If you spot any puppy hair getting tangled all up in this, gently separate it by pulling the flock apart (from the ends up to the skin part) into smaller flocks of between 1.5-3 inches (don’t make them too thin or the flocks will break off).
The puppy hair will mat too close to the dogs skin, stopping air from circulating properly and causing all sorts of issues such as skin rotting, rashes and infections. The part of the flocks which are attached to the dogs skin should not be woven, they should be flat and straight to allow the skin to breathe and the oils to be distributed correctly.
Bergamasco Sheepdog grooming instructions
Your dog will look very scruffy at this stage (from age 1-2 years) so ignore anyone who suggests you groom him! Instead, help him on his flocking way by checking for any puppy hair matting or any other matting around the armpits, chest or behind the ears.
Keep pulling apart flocks which are too wide. The flocks will be naturally wider at the dogs base and the back where there is more woolly type of hair.
Once your dog reaches around 2 years on, the flocking should be well on its way. All you need to do now to keep an eye out for any getting too big or fat and peel them apart.
At 5 years old, your Bergamasco will have developed several layers of flocks and should look pretty much how he’s going to look for the rest of his life. The flocks will be well formed and will be growing down towards the floor if they haven’t already reached it.
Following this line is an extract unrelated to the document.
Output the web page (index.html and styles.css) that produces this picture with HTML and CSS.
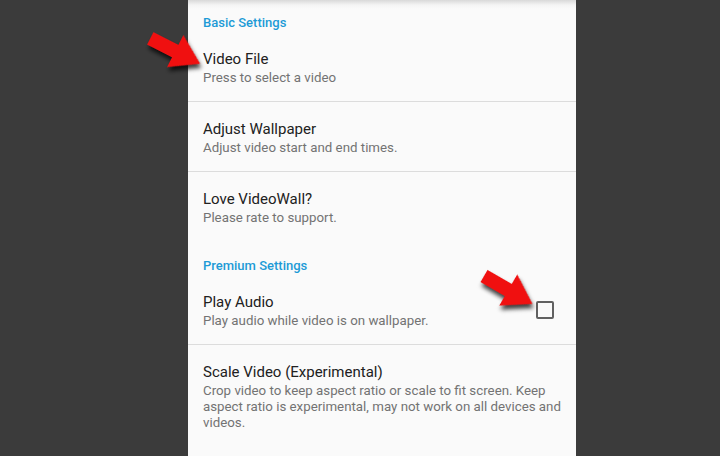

Bergamasco Sheepdog grooming instructions – Washing
Washing your Bergamasco now becomes an absolute mission as it can take an age to not only make sure he is rinsed thoroughly but it can also take several days for him to dry off completely too!
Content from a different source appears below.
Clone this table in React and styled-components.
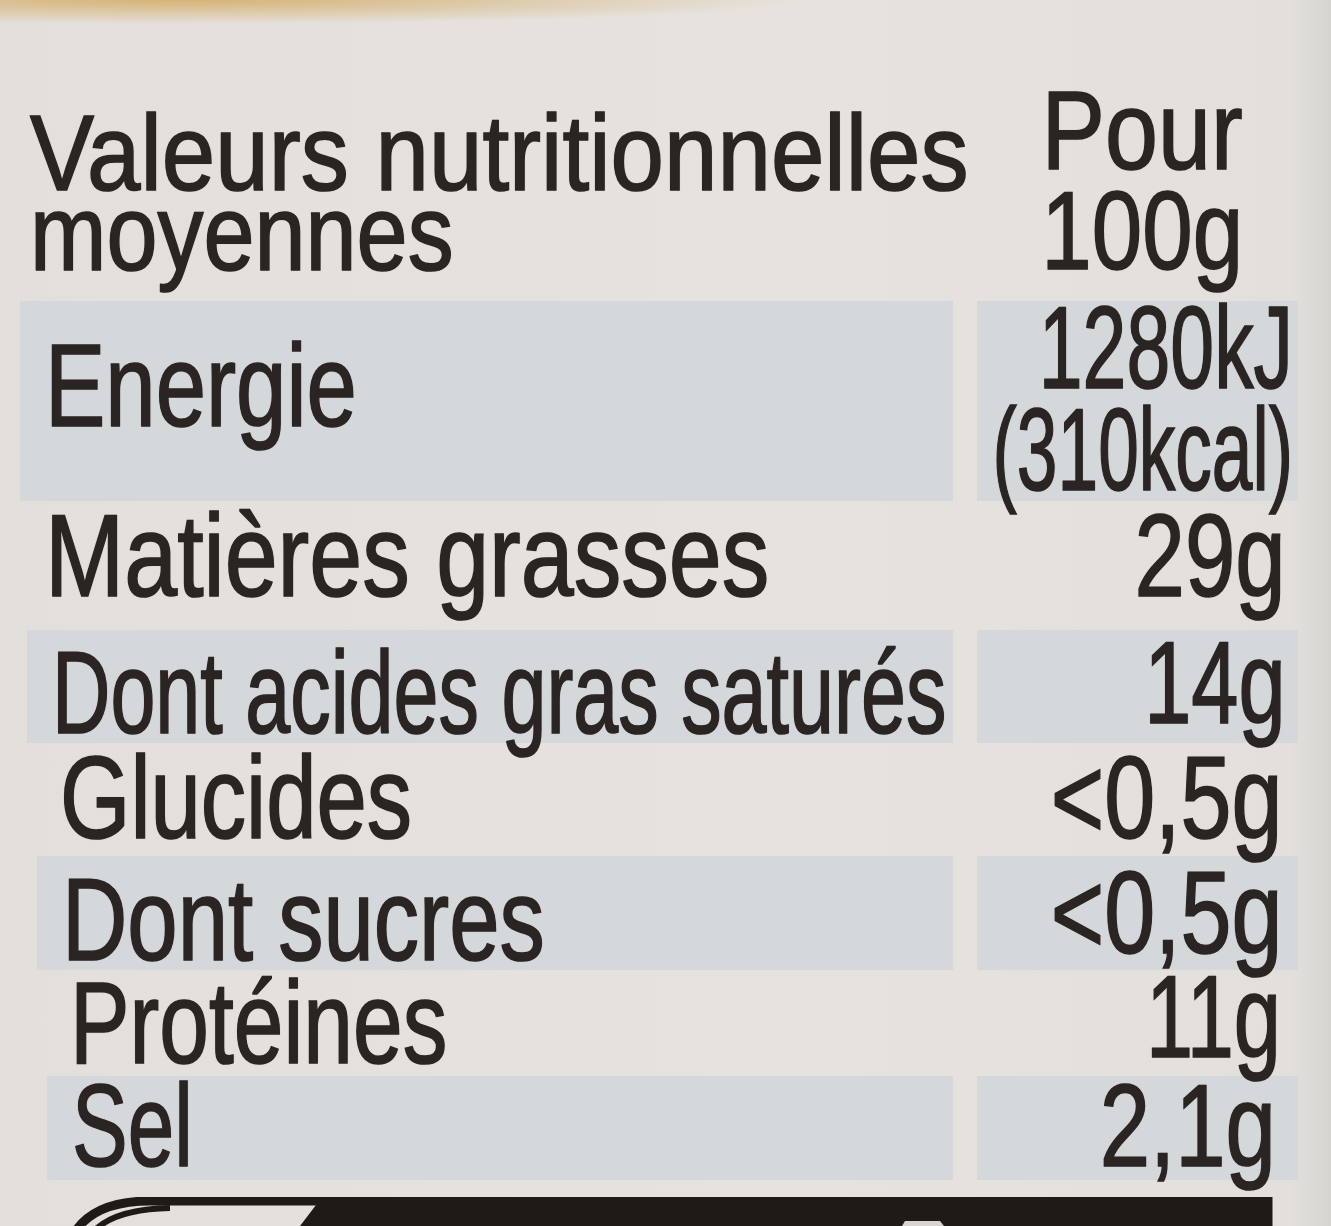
import React from "react";
import styled, { createGlobalStyle } from "styled-components";

const GlobalStyle = createGlobalStyle`
  html, body {
    margin: 0;
    padding: 0;
    height: 1226px;
    overflow: hidden;
  }
  body {
    font-family: "Liberation Sans", Arial, sans-serif;
    color: #2a2522;
    background:
      radial-gradient(ellipse 620px 24px at 180px 0, rgba(214, 176, 112, 0.95), rgba(214, 176, 112, 0) 100%),
      linear-gradient(to right, #e3dfda 0, #e6e2dd 60%, #e3e0dc 97%, #d6d4d1 100%);
  }
`;

const Label = styled.section`
  width: 1331px;
`;

const Header = styled.header`
  height: 301px;
  display: grid;
  grid-template-columns: minmax(0, 1fr) auto;
`;

const HeadLeft = styled.div`
  min-width: 0;
  padding: 113px 0 0 30px;
  font-size: 108px;
  line-height: 80px;
  display: flex;
  flex-direction: column;
  align-items: flex-start;
`;

const HeadRight = styled.div`
  width: 210px;
  padding: 81px 88px 0 0;
  font-size: 112px;
  line-height: 100px;
  display: flex;
  flex-direction: column;
  align-items: flex-end;
`;

const Text = styled.span`
  display: block;
  width: max-content;
  white-space: nowrap;
  transform: scaleX(${(p) => p.$sx});
  transform-origin: ${(p) => (p.$end ? "right" : "left")} center;
  -webkit-text-stroke: 1.6px #2a2522;
  text-shadow: 0 0 1.5px rgba(30, 25, 22, 0.45);
`;

const Rows = styled.div`
  display: flex;
  flex-direction: column;
`;

const Row = styled.div`
  height: ${(p) => p.$h}px;
  margin: 0 33px 0 ${(p) => p.$ml}px;
  display: grid;
  grid-template-columns: minmax(0, 1fr) 321px;
  column-gap: 24px;
  font-size: 116px;
  line-height: 100px;
`;

const Cell = styled.div`
  min-width: 0;
  background: ${(p) => (p.$shade ? "#d4d8db" : "transparent")};
  display: flex;
  flex-direction: column;
`;

const LabelCell = styled(Cell)`
  align-items: flex-start;
  padding: ${(p) => p.$pad}px 0 0 25px;
`;

const ValueCell = styled(Cell)`
  align-items: flex-end;
  padding-right: ${(p) => p.$pr}px;
`;

const ValueStack = styled.div`
  margin-top: ${(p) => p.$top}px;
  line-height: ${(p) => p.$lh}px;
  display: flex;
  flex-direction: column;
  align-items: flex-end;
`;

const Footer = styled.div`
  margin-top: 17px;
  height: 29px;
  svg {
    display: block;
  }
`;

const rows = [
  { label: "Energie", ls: 0.78, values: [["1280kJ", 0.68], ["(310kcal)", 0.63]], h: 192, ml: 20, pad: 35, vtop: -4, vlh: 102, pr: 5, shade: true },
  { label: "Matières grasses", ls: 0.82, values: [["29g", 0.78]], h: 137, ml: 20, pad: 13, vtop: 13, pr: 12 },
  { label: "Dont acides gras saturés", ls: 0.697, values: [["14g", 0.73]], h: 111, ml: 27, pad: 13, vtop: 3, pr: 12, shade: true },
  { label: "Glucides", ls: 0.78, values: [["<0,5g", 0.79]], h: 115, ml: 35, pad: 7, vtop: 7, pr: 15 },
  { label: "Dont sucres", ls: 0.78, values: [["<0,5g", 0.79]], h: 111, ml: 37, pad: 14, vtop: 7, pr: 15, shade: true },
  { label: "Protéines", ls: 0.77, values: [["11g", 0.73]], h: 109, ml: 45, pad: 6, vtop: 0, pr: 17 },
  { label: "Sel", ls: 0.72, values: [["2,1g", 0.78]], h: 104, ml: 47, pad: 0, vtop: 0, pr: 22, shade: true },
];

const RecycleBox = () => (
  <svg width="1331" height="29" viewBox="0 0 1331 29">
    <path d="M77 32 Q98 4 150 4 L1268 4 L1268 32" fill="none" stroke="#1e1a18" strokeWidth="9" />
    <path d="M96 32 Q118 12 170 11" fill="none" stroke="#1e1a18" strokeWidth="6" />
    <path d="M316 8 L1268 8 L1268 29 L300 29 Z" fill="#1e1a18" />
    <path d="M905 24 L940 24 L944 29 L902 29 Z" fill="#d8d4cf" />
  </svg>
);

export default function App() {
  return (
    <>
      <GlobalStyle />
      <Label>
        <Header>
          <HeadLeft>
            <Text $sx={0.89}>Valeurs nutritionnelles</Text>
            <Text $sx={0.85}>moyennes</Text>
          </HeadLeft>
          <HeadRight>
            <Text $sx={0.85} $end>Pour</Text>
            <Text $sx={0.81} $end>100g</Text>
          </HeadRight>
        </Header>
        <Rows>
          {rows.map((r) => (
            <Row key={r.label} $h={r.h} $ml={r.ml}>
              <LabelCell $shade={r.shade} $pad={r.pad}>
                <Text $sx={r.ls}>{r.label}</Text>
              </LabelCell>
              <ValueCell $shade={r.shade} $pr={r.pr}>
                <ValueStack $top={r.vtop} $lh={r.vlh || 100}>
                  {r.values.map(([v, sx]) => (
                    <Text key={v} $sx={sx} $end>
                      {v}
                    </Text>
                  ))}
                </ValueStack>
              </ValueCell>
            </Row>
          ))}
        </Rows>
        <Footer>
          <RecycleBox />
        </Footer>
      </Label>
    </>
  );
}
Never attempt to speed up the drying process by using a hair-dryer. It is way too hot for a dog and can damage his coat. Squeeze the flocks instead to try to get as much moisture out as possible.
The Bergamasco has a very efficient system in place which makes his skin secrete lots of oils which help to “wash” his coat to keep it clean, stops it from smelling and makes it resistant to dirt so bathing should be occasional only.
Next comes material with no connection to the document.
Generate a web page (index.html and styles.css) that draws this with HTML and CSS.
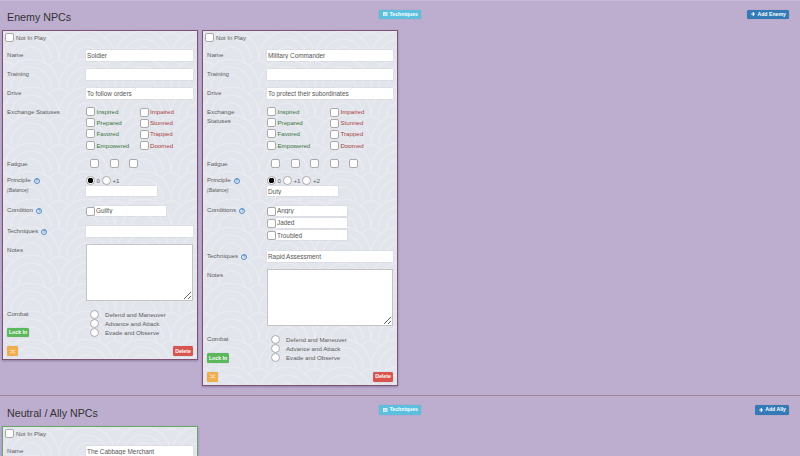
FILE: index.html
```html
<!DOCTYPE html>
<html lang="en">
<head>
<meta charset="utf-8">
<title>NPCs</title>
<link rel="stylesheet" href="styles.css">
</head>
<body>
<section class="band band-enemy">
  <header class="band-head">
    <h2 class="title">Enemy NPCs</h2>
    <a class="btn btn-info"><svg class="ico" viewBox="0 0 10 8"><path fill="#fff" d="M0 0h10v8H0z"/><path stroke="#5bc0de" stroke-width=".7" d="M0 2.5h10M0 5.2h10M3.3 2.5V8M6.7 2.5V8"/></svg>Techniques</a>
    <a class="btn btn-primary btn-right"><svg class="ico" viewBox="0 0 8 8"><path fill="#fff" d="M3 0h2v3h3v2H5v3H3V5H0V3h3z"/></svg>Add Enemy</a>
  </header>
  <div class="cards">
    <article class="card card-enemy">
      <label class="row-check"><input class="cb" type="checkbox">Not In Play</label>
      <div class="row"><span class="lab">Name</span><input class="txt" value="Soldier"></div>
      <div class="row"><span class="lab">Training</span><input class="txt"></div>
      <div class="row"><span class="lab">Drive</span><input class="txt" value="To follow orders"></div>
      <div class="row row-status"><span class="lab">Exchange Statuses</span>
        <div class="statuses">
          <label class="good"><input class="cb" type="checkbox">Inspired</label><label class="bad"><input class="cb" type="checkbox">Impaired</label>
          <label class="good"><input class="cb" type="checkbox">Prepared</label><label class="bad"><input class="cb" type="checkbox">Stunned</label>
          <label class="good"><input class="cb" type="checkbox">Favored</label><label class="bad"><input class="cb" type="checkbox">Trapped</label>
          <label class="good"><input class="cb" type="checkbox">Empowered</label><label class="bad"><input class="cb" type="checkbox">Doomed</label>
        </div>
      </div>
      <div class="row row-fatigue"><span class="lab">Fatigue</span>
        <div class="fatigue"><input class="cb" type="checkbox"><input class="cb" type="checkbox"><input class="cb" type="checkbox"></div>
      </div>
      <div class="row row-principle"><div class="lab">Principle <span class="help">?</span><small class="sub">(Balance)</small></div>
        <div>
          <div class="radios"><input class="rb" type="radio" name="p1" checked><span>0</span><input class="rb" type="radio" name="p1"><span>+1</span></div>
          <input class="txt txt-short">
        </div>
      </div>
      <div class="row row-cond"><span class="lab">Condition <span class="help">?</span></span>
        <div class="conds"><div class="cond"><input class="cb" type="checkbox"><input class="txt txt-short" value="Guilty"></div></div>
      </div>
      <div class="row"><span class="lab">Techniques <span class="help">?</span></span><input class="txt" value=""></div>
      <div class="row row-notes"><span class="lab">Notes</span><textarea class="notes"></textarea></div>
      <div class="row row-combat"><div class="lab">Combat<a class="btn btn-success btn-lock">Lock In</a></div>
        <div class="combat">
          <label><input class="rb" type="radio" name="c1">Defend and Maneuver</label>
          <label><input class="rb" type="radio" name="c1">Advance and Attack</label>
          <label><input class="rb" type="radio" name="c1">Evade and Observe</label>
        </div>
      </div>
      <footer class="foot"><a class="btn btn-warn"><svg class="ico-x" viewBox="0 0 10 8"><path fill="none" stroke="#fff" d="M0 1.5h2.5l4 5H9M0 6.5h2.5l4-5H9"/></svg></a><a class="btn btn-danger">Delete</a></footer>
    </article>

    <article class="card card-enemy card-narrow">
      <label class="row-check"><input class="cb" type="checkbox">Not In Play</label>
      <div class="row"><span class="lab">Name</span><input class="txt" value="Military Commander"></div>
      <div class="row"><span class="lab">Training</span><input class="txt"></div>
      <div class="row"><span class="lab">Drive</span><input class="txt" value="To protect their subordinates"></div>
      <div class="row row-status"><span class="lab lab-status">Exchange Statuses</span>
        <div class="statuses">
          <label class="good"><input class="cb" type="checkbox">Inspired</label><label class="bad"><input class="cb" type="checkbox">Impaired</label>
          <label class="good"><input class="cb" type="checkbox">Prepared</label><label class="bad"><input class="cb" type="checkbox">Stunned</label>
          <label class="good"><input class="cb" type="checkbox">Favored</label><label class="bad"><input class="cb" type="checkbox">Trapped</label>
          <label class="good"><input class="cb" type="checkbox">Empowered</label><label class="bad"><input class="cb" type="checkbox">Doomed</label>
        </div>
      </div>
      <div class="row row-fatigue"><span class="lab">Fatigue</span>
        <div class="fatigue"><input class="cb" type="checkbox"><input class="cb" type="checkbox"><input class="cb" type="checkbox"><input class="cb" type="checkbox"><input class="cb" type="checkbox"></div>
      </div>
      <div class="row row-principle"><div class="lab">Principle <span class="help">?</span><small class="sub">(Balance)</small></div>
        <div>
          <div class="radios"><input class="rb" type="radio" name="p2" checked><span>0</span><input class="rb" type="radio" name="p2"><span>+1</span><input class="rb" type="radio" name="p2"><span>+2</span></div>
          <input class="txt txt-short" value="Duty">
        </div>
      </div>
      <div class="row row-cond"><span class="lab">Conditions <span class="help">?</span></span>
        <div class="conds">
          <div class="cond"><input class="cb" type="checkbox"><input class="txt txt-short" value="Angry"></div>
          <div class="cond"><input class="cb" type="checkbox"><input class="txt txt-short" value="Jaded"></div>
          <div class="cond"><input class="cb" type="checkbox"><input class="txt txt-short" value="Troubled"></div>
        </div>
      </div>
      <div class="row"><span class="lab">Techniques <span class="help">?</span></span><input class="txt" value="Rapid Assessment"></div>
      <div class="row row-notes"><span class="lab">Notes</span><textarea class="notes"></textarea></div>
      <div class="row row-combat"><div class="lab">Combat<a class="btn btn-success btn-lock">Lock In</a></div>
        <div class="combat">
          <label><input class="rb" type="radio" name="c2">Defend and Maneuver</label>
          <label><input class="rb" type="radio" name="c2">Advance and Attack</label>
          <label><input class="rb" type="radio" name="c2">Evade and Observe</label>
        </div>
      </div>
      <footer class="foot"><a class="btn btn-warn"><svg class="ico-x" viewBox="0 0 10 8"><path fill="none" stroke="#fff" d="M0 1.5h2.5l4 5H9M0 6.5h2.5l4-5H9"/></svg></a><a class="btn btn-danger">Delete</a></footer>
    </article>
  </div>
</section>

<section class="band band-ally">
  <header class="band-head">
    <h2 class="title">Neutral / Ally NPCs</h2>
    <a class="btn btn-info"><svg class="ico" viewBox="0 0 10 8"><path fill="#fff" d="M0 0h10v8H0z"/><path stroke="#5bc0de" stroke-width=".7" d="M0 2.5h10M0 5.2h10M3.3 2.5V8M6.7 2.5V8"/></svg>Techniques</a>
    <a class="btn btn-primary btn-right"><svg class="ico" viewBox="0 0 8 8"><path fill="#fff" d="M3 0h2v3h3v2H5v3H3V5H0V3h3z"/></svg>Add Ally</a>
  </header>
  <div class="cards">
    <article class="card card-ally">
      <label class="row-check"><input class="cb" type="checkbox">Not In Play</label>
      <div class="row"><span class="lab">Name</span><input class="txt" value="The Cabbage Merchant"></div>
    </article>
  </div>
</section>
</body>
</html>
```
FILE: styles.css
```css
* { box-sizing: border-box; }
html, body { height: 456px; overflow: hidden; }
body {
  margin: 0;
  background: #bdaed0;
  box-shadow: inset 0 1px #c6b9d6;
  font-family: "Liberation Sans", Arial, sans-serif;
  font-size: 6.15px;
  line-height: 9px;
  color: #5c5c5c;
}
.band-enemy { height: 396px; border-bottom: 1px solid #a0839f; }
.band-head {
  display: grid;
  grid-template-columns: 1fr auto 1fr;
  align-items: start;
  height: 30px;
  padding: 9.5px 7px 0;
}
.band-ally .band-head { padding-top: 9px; }
.title {
  margin: 0;
  font-size: 10.7px;
  line-height: 14px;
  font-weight: 400;
  color: #333;
}
.band-enemy .title { margin-top: 0.5px; }
.band-ally .title { margin-top: 1px; }
.btn {
  display: inline-flex;
  align-items: center;
  justify-content: center;
  height: 9.5px;
  padding: 0 3px;
  border-radius: 1.5px;
  color: #fff;
  font-size: 5.2px;
  font-weight: 700;
  line-height: 9px;
  box-shadow: 0 0 1px rgba(60, 60, 80, .35);
}
.btn-right { justify-self: end; margin-right: 4px; }
.ico { width: 4.5px; height: 4px; margin: 0 2px 0 1px; }
.ico-x { width: 6px; height: 5px; }
.btn-info { background: #5bc0de; }
.btn-primary { background: #337ab7; }
.btn-success { background: #5cb85c; }
.btn-warn { background: #f0ad4e; width: 11px; height: 10px; padding: 0; }
.btn-danger { background: #d9534f; height: 10px; width: 20px; padding: 0; }

.cards { display: flex; align-items: flex-start; gap: 4px; padding-left: 2px; }
.card {
  --lab: 79px;
  width: 196px;
  padding: 1px 4px 3px 4px;
  border: 1px solid #7f5273;
  box-shadow: 0 1px 2px rgba(60, 40, 80, .35);
  background-color: #e2e5ec;
  background-image: url("data:image/svg+xml,%3Csvg xmlns='http://www.w3.org/2000/svg' xmlns:xlink='http://www.w3.org/1999/xlink' width='56' height='28'%3E%3Cdefs%3E%3Cg id='c' fill='%23e2e5ec' stroke='%23e9ebf0' stroke-width='1.6'%3E%3Ccircle r='28'/%3E%3Ccircle r='20' fill='none'/%3E%3Ccircle r='12' fill='none'/%3E%3C/g%3E%3C/defs%3E%3Cuse xlink:href='%23c' x='28' y='0'/%3E%3Cuse xlink:href='%23c' x='0' y='14'/%3E%3Cuse xlink:href='%23c' x='56' y='14'/%3E%3Cuse xlink:href='%23c' x='28' y='28'/%3E%3C/svg%3E");
}
.card-narrow { --lab: 60px; }
.card-ally { border-color: #6aa56a; height: 60px; }

.row-check {
  display: flex;
  align-items: center;
  gap: 2px;
  height: 10px;
  margin: 0 0 8px -2px;
}
.row {
  display: grid;
  grid-template-columns: var(--lab) 1fr;
  margin-bottom: 8px;
}
.lab { display: block; line-height: 9px; }
.lab-status { padding-right: 12px; }
.sub { display: block; font-size: 5px; font-style: italic; margin-top: 1.5px; }
.help {
  display: inline-block;
  width: 6px;
  height: 6px;
  margin-left: 1.5px;
  border: 1px solid #4f8fcf;
  border-radius: 50%;
  color: #337ab7;
  font-size: 4px;
  font-weight: 700;
  line-height: 4px;
  text-align: center;
}

.txt {
  display: block;
  width: 100%;
  height: 11px;
  padding: 0 1px;
  border: 0;
  border-radius: 0;
  background: #fff;
  box-shadow: 0 0 1px rgba(120, 120, 130, .4);
  font: 6.4px/9px "Liberation Sans", Arial, sans-serif;
  color: #555;
  outline: 0;
}
.txt-short { width: 71px; height: 10px; }

.cb, .rb {
  appearance: none;
  flex: none;
  display: inline-block;
  width: 9px;
  height: 9px;
  margin: 0;
  background: #fff;
  border: 1px solid #aaa;
  border-radius: 2px;
}
.rb { border-radius: 50%; }
.rb:checked { background: radial-gradient(circle, #000 0 2.5px, #fff 3px); }

.row-status { margin-bottom: 9px; }
.statuses { display: grid; grid-template-columns: 1fr 1fr; row-gap: 1.2px; margin-top: -0.5px; }
.statuses label { display: flex; align-items: center; gap: 1.5px; height: 10px; }
.statuses .bad .cb { margin-top: 1px; }
.good { color: #3c763d; }
.bad { color: #a94442; }

.row-fatigue { margin-bottom: 7px; }
.fatigue { display: flex; gap: 10.5px; padding-left: 4px; }

.row-principle { margin-bottom: 9.5px; }
.radios { display: flex; align-items: center; gap: 1.5px; height: 10px; margin-bottom: 1px; }
.radios span { margin-right: 0.5px; }

.row-cond { margin-bottom: 10px; }
.row-cond .lab { margin-top: -1px; }
.card-narrow .row-cond { margin-bottom: 11px; }
.conds { display: flex; flex-direction: column; gap: 2.4px; }
.cond { display: flex; align-items: center; }
.cond .cb { margin-top: 1px; }

.row-notes { margin-top: -1px; }
.row-notes .lab { margin-top: 1px; }
.notes {
  display: block;
  width: 100%;
  height: 57px;
  padding: 2px;
  background: #fff;
  border: 1px solid #c4c4c4;
  border-radius: 0;
  outline: 0;
}

.row-combat { margin-bottom: 9px; }
.btn-lock { display: flex; width: 22px; margin-top: 10px; height: 9.5px; padding: 0; }
.combat { display: flex; flex-direction: column; padding: 1px 0 0 4px; }
.combat label { display: flex; align-items: center; gap: 6px; height: 9px; }
.foot { display: flex; justify-content: space-between; }
```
It is better to spot clean him where necessary such as around his mouth where food could get trapped or around his rear where poo can accumulate (ew!)
The hair around a Bergamasco Shepherd’s face should be kept long as the dog used this as a visor to protect his eyes from the bright sunlight reflecting off the white snow.
Bergamascos should never be clipped either. The clipping stops the 3 types of hair from weaving together. Instead, it forms massive clumps of matting which is impossible to comb out. The matting blocks the skin which makes the oils unable to be secreted properly and causes skin complaints.
If you require a more manageable coat on your Bergamasco then his flocks can be trimmed to a minimum of 4-5 inches which is called the Sports Coat. You can also brush your adult Bergamasco Sheepdog with a slicker brush which will remove any surface debris.
If your Bergamasco Sheepdog is a male and happens to not cock his leg up enough whilst urinating, then it is advisable to consider buying a few human elastic hair bands designed for Afro/Dreadlocked hair and giving your dog a little ponytail between his legs!
It will be hidden from view by his other flocks and could save him from wetting his flocks every time he goes to the bathroom. Also advised for the rear end when your dog has diarrhoea!
The Bergamasco dog breed is a very healthy breed. At the moment there are no known genetic health problems from which it suffers, although it is always wise to search for a reputable breeder when looking for a Bergamasco puppy. A responsible breeder will have his dogs checked regularly by a vet for any possible genetic issues.